## DATA RECORDS
☆ ☆ ☆ ☆ ☆ ☆ ☆
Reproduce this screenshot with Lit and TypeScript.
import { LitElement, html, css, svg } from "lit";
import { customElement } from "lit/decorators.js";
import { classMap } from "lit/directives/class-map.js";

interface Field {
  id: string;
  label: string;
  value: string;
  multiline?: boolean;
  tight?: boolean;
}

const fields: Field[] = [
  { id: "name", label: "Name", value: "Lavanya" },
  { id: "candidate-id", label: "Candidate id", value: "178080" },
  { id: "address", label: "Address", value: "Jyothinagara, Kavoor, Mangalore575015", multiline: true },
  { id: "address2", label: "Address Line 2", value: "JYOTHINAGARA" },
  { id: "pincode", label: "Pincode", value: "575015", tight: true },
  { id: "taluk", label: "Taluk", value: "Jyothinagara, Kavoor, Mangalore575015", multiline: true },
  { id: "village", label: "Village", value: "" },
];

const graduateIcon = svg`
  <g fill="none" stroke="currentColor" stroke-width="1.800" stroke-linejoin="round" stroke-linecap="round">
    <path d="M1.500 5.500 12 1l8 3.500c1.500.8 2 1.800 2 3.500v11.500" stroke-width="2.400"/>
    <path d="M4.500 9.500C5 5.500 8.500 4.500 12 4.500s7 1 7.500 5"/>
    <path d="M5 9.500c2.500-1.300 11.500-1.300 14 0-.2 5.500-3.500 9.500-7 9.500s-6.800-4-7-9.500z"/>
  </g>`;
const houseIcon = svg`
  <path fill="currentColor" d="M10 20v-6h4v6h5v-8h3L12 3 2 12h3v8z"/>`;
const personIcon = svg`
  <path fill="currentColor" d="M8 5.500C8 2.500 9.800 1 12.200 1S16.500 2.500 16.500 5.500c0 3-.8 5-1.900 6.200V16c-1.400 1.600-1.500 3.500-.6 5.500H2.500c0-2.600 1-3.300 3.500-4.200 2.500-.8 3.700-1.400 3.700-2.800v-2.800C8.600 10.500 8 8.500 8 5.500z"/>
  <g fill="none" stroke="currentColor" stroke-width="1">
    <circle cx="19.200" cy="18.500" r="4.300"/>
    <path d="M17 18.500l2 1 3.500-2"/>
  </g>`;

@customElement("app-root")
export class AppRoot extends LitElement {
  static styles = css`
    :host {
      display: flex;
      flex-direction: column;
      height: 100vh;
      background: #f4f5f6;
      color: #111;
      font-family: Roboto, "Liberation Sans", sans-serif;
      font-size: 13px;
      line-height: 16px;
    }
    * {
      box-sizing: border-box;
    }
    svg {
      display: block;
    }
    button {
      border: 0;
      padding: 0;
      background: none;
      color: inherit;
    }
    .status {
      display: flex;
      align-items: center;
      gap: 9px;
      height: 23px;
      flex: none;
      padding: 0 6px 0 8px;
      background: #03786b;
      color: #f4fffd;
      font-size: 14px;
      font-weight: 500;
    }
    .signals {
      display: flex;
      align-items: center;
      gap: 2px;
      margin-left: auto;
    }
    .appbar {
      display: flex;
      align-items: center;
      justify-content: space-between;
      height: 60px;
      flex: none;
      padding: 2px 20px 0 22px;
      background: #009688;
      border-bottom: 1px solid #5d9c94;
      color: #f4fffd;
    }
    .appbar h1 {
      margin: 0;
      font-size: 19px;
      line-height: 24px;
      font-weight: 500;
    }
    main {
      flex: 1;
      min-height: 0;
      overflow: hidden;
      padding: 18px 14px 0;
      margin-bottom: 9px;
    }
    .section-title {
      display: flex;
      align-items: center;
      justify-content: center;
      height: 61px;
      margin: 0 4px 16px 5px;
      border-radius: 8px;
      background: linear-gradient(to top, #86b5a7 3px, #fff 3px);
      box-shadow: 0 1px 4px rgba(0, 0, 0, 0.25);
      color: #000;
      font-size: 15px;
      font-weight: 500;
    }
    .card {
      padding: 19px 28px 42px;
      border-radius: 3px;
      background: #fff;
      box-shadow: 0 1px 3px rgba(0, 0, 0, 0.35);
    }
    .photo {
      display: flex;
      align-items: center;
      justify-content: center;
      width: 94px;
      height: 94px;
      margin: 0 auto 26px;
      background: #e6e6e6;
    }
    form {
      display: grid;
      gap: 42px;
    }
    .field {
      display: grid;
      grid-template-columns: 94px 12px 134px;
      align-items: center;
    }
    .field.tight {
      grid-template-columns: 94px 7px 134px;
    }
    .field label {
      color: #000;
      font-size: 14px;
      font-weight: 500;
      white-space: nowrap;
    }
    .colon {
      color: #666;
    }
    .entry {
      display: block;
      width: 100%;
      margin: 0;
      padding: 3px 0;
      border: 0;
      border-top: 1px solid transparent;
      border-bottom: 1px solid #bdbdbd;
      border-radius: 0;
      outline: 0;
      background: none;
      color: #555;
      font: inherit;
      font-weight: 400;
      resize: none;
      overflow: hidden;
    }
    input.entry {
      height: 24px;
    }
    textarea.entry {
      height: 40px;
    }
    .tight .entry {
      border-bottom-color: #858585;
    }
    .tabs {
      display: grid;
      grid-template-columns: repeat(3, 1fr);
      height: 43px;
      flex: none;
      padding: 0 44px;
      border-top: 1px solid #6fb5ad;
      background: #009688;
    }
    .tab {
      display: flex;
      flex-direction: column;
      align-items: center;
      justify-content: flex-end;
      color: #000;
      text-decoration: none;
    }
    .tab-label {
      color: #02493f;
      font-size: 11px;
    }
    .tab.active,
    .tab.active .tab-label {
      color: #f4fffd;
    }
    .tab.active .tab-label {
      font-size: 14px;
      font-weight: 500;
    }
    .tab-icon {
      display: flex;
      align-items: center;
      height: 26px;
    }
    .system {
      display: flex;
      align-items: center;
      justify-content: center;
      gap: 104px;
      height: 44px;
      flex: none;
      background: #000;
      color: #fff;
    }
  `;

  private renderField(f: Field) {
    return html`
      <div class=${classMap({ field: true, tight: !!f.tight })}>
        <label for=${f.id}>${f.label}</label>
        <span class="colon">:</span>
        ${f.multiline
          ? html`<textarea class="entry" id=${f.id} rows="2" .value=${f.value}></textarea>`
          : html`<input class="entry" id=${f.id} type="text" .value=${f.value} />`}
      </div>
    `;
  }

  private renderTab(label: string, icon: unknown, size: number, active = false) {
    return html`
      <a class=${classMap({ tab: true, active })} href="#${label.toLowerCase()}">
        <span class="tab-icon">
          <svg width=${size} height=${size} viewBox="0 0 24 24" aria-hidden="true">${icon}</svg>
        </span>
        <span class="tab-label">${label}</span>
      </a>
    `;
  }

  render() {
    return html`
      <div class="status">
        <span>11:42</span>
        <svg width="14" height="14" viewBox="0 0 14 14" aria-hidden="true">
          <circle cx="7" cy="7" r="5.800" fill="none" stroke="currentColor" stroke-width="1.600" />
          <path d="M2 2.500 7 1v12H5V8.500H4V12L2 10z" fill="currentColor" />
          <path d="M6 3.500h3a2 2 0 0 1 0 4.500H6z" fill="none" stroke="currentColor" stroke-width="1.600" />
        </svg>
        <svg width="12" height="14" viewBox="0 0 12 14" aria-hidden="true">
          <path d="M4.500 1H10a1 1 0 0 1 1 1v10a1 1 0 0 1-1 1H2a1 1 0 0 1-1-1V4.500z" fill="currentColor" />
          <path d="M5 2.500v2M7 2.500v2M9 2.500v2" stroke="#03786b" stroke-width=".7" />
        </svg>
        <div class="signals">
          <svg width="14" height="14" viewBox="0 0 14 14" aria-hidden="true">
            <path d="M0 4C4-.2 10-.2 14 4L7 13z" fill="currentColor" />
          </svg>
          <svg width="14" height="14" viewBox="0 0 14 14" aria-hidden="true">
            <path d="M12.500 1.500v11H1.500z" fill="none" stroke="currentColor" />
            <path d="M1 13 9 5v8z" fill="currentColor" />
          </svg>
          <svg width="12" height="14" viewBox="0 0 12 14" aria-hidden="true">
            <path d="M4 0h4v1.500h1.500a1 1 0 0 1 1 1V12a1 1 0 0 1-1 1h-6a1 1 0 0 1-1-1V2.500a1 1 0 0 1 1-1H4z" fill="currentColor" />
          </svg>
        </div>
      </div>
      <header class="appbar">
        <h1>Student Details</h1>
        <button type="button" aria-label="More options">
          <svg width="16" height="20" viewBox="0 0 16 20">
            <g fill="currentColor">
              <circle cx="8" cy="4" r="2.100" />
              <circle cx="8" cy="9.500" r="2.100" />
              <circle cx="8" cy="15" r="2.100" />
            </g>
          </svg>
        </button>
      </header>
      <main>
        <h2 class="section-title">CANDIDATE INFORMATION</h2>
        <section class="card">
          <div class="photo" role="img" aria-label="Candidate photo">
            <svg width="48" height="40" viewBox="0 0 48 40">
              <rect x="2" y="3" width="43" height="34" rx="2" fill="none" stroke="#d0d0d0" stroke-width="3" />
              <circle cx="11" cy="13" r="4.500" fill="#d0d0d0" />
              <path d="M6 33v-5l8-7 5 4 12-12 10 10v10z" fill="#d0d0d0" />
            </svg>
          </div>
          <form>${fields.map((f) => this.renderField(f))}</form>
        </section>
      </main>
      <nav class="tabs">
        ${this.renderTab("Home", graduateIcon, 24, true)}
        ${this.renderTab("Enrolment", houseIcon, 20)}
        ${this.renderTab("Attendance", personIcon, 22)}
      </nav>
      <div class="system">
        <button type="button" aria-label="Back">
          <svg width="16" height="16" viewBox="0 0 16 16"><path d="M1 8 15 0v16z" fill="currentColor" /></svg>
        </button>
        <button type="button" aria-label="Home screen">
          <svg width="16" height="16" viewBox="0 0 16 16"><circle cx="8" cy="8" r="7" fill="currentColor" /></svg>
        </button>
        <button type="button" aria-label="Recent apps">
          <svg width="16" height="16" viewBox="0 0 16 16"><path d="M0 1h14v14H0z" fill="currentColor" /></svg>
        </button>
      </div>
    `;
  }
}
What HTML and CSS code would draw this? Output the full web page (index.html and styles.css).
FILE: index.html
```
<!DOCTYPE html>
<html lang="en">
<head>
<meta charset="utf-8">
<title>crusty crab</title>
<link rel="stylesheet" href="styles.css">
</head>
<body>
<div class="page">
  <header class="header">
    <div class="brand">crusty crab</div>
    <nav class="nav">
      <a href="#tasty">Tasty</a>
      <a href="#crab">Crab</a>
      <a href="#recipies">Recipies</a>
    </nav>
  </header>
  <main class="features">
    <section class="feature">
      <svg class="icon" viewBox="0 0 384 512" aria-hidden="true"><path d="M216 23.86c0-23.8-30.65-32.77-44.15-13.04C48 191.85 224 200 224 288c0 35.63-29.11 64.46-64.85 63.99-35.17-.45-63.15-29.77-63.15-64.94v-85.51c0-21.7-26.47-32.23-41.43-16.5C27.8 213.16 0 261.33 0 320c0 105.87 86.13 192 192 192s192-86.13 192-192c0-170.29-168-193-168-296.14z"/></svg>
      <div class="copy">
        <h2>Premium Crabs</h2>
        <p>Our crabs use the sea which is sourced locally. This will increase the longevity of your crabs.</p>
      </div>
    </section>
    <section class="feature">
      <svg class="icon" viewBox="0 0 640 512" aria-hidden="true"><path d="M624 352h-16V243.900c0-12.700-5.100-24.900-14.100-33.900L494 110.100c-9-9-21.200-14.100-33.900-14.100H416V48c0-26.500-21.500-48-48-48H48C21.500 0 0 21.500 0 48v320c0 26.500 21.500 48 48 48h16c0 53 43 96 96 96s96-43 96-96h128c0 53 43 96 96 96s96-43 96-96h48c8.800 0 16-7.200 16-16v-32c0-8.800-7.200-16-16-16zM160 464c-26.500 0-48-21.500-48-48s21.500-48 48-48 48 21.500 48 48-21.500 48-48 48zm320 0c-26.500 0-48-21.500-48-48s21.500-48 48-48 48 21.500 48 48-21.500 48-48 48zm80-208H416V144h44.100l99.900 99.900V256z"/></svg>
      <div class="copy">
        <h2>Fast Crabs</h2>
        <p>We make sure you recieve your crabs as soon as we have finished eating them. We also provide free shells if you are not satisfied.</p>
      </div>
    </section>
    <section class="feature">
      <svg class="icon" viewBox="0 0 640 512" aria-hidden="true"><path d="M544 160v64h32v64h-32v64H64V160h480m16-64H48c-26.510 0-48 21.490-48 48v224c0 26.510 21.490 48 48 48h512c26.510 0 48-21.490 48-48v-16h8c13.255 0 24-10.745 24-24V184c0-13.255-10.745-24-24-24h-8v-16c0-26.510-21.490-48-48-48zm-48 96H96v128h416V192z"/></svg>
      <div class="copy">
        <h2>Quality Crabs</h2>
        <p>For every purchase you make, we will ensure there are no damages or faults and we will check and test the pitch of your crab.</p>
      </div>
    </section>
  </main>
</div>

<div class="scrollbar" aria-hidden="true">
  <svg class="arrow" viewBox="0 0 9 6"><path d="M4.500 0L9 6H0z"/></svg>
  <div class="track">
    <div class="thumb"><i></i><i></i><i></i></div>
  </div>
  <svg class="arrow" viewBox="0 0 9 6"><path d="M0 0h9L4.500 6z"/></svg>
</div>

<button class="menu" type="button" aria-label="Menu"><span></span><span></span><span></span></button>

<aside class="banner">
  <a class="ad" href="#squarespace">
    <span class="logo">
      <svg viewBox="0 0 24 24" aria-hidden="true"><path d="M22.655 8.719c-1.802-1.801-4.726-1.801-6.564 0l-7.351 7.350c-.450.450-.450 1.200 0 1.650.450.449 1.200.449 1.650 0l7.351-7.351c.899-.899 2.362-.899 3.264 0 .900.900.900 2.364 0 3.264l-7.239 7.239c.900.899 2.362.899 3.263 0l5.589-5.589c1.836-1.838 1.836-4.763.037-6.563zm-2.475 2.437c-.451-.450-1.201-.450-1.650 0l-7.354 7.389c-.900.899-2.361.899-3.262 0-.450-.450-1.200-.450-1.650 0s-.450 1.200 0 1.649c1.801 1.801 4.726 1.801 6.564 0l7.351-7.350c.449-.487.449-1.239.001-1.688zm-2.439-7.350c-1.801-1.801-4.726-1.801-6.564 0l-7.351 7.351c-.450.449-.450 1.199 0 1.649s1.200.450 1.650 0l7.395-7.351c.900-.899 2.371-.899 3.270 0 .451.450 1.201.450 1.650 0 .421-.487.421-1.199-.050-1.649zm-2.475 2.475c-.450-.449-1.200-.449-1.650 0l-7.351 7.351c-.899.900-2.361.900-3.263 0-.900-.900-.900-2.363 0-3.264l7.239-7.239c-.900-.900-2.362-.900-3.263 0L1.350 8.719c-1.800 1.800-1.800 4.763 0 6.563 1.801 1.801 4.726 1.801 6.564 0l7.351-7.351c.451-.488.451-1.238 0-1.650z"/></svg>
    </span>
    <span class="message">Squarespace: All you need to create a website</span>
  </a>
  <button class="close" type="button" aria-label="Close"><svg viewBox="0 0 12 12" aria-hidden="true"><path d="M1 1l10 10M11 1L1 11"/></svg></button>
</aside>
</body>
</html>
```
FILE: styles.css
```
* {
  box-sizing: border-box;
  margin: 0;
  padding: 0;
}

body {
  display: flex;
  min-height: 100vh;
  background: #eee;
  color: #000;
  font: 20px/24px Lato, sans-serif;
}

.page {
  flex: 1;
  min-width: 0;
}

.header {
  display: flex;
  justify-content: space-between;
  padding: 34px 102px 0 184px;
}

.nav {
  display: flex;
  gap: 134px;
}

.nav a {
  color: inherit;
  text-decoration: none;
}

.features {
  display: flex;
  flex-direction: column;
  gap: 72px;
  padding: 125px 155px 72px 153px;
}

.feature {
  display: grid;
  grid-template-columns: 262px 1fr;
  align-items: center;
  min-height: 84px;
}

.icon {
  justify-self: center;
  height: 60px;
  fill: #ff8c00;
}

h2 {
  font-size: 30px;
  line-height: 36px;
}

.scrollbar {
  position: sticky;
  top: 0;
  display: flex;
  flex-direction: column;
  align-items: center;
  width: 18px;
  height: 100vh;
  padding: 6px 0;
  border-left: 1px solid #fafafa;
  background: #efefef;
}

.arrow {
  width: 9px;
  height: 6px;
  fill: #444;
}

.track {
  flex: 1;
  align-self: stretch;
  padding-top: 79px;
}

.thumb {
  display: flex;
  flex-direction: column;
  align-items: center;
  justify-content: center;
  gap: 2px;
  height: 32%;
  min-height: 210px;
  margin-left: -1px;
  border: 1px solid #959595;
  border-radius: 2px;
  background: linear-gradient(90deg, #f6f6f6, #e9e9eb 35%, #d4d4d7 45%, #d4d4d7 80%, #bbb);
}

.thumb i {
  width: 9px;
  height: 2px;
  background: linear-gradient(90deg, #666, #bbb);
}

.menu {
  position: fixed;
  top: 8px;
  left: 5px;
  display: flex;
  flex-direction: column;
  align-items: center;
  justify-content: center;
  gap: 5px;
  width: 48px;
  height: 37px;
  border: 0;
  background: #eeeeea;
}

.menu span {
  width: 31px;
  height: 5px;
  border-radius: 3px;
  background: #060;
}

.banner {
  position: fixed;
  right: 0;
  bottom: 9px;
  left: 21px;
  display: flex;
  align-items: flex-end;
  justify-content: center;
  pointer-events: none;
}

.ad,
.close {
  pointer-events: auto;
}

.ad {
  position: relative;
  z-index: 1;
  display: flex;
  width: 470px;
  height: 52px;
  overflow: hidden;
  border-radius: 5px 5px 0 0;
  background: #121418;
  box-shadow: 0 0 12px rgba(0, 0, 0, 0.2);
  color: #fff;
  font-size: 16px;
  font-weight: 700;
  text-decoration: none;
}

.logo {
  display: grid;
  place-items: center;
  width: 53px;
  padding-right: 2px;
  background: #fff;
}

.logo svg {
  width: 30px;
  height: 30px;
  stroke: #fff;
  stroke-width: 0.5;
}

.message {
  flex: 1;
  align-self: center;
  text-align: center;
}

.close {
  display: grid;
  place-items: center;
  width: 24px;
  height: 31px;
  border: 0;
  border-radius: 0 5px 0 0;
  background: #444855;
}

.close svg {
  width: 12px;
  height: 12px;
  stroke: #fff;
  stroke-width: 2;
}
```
☆ ☆ ☆ ☆ ☆ ☆ ☆
## TASK REQUIREMENTS
Say how many lines in the entries contain the string "page", and say nothing else.

## CORRECT RESPONSE
3